Hayat, hızla akan bir nehir gibi... Hepimiz bu akışta sürükleniyor, durmadan bir yerlere yetişmeye çalışıyoruz. İş, ev, sorumluluklar, sosyal medya… Günlerimiz o kadar dolu ki bazen kendimize nefes alacak bir an bile bırakmıyoruz. Peki, en son ne zaman sadece kendiniz için durup bir nefes aldınız?
Modern yaşam, hepimizi bir tür koşuşturmanın içine çekiyor. "Yapılacak işler bitince dinlenirim" diyoruz ama o işler hiçbir zaman bitmiyor. Sürekli bir sonraki hedefe, bir sonraki adıma odaklanıyoruz. Oysa arada durup nefes almak, hayatın tadını çıkarmak da en az o hedeflere ulaşmak kadar önemli.
Bazen bir parkta sessizce oturmak, bir kahve içmek ya da sadece bir ağacı izlemek bile insanın ruhunu dinlendirir. Fakat bunları lüks gibi görüyoruz. Oysa yaşamın koşuşturmasında durmak, kendimizi yeniden toparlamak için bir ihtiyaçtır.

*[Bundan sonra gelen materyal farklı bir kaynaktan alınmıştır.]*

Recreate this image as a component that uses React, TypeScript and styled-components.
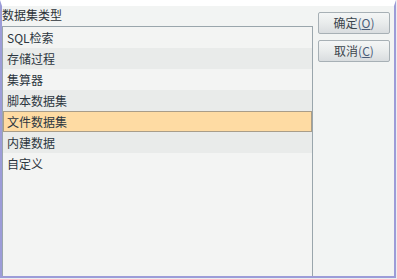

İş hayatı, sorumluluklar ve sosyal medya gibi unsurlar bizi sürekli "meşgul" olmaya zorluyor. Kendimizi değerli hissetmek için hep bir şeyler yapmamız gerektiğini düşünüyoruz. Ama bu tempo bizi yavaş yavaş tüketiyor. Duygusal ve zihinsel olarak yorgun düşüyoruz. Halbuki durmak ve nefes almak, yeniden başlamanın en güzel yoludur.
Kendimize nefes alacak zamanlar yaratmalıyız. Bu bir yürüyüş olabilir, sevdiğiniz bir kitabın sayfalarında kaybolmak ya da sadece düşüncelerinizle baş başa kalmak... Önemli olan, bu zamanı kendinize hediye etmenizdir. Çünkü bunu kimse sizin için yapmayacak.
Unutmayın, yaşamın anlamı sadece "yetişmekte" değil. Hayat, o küçük anların içinde gizlidir. Bir kahvenin kokusunda, bir çocuğun gülümsemesinde, yağmurun ilk damlasında… Belki de her gün birkaç dakikanızı, bu anları fark etmek için ayırmalısınız.
Herkesin biraz nefese ihtiyacı var. Sizin de… Kendinize bu hakkı tanıyın. Çünkü gerçekten dinlenmeden yola devam etmek mümkün değil. Ve en önemlisi, bu nefesleri hayatı kaçırmamak için alın.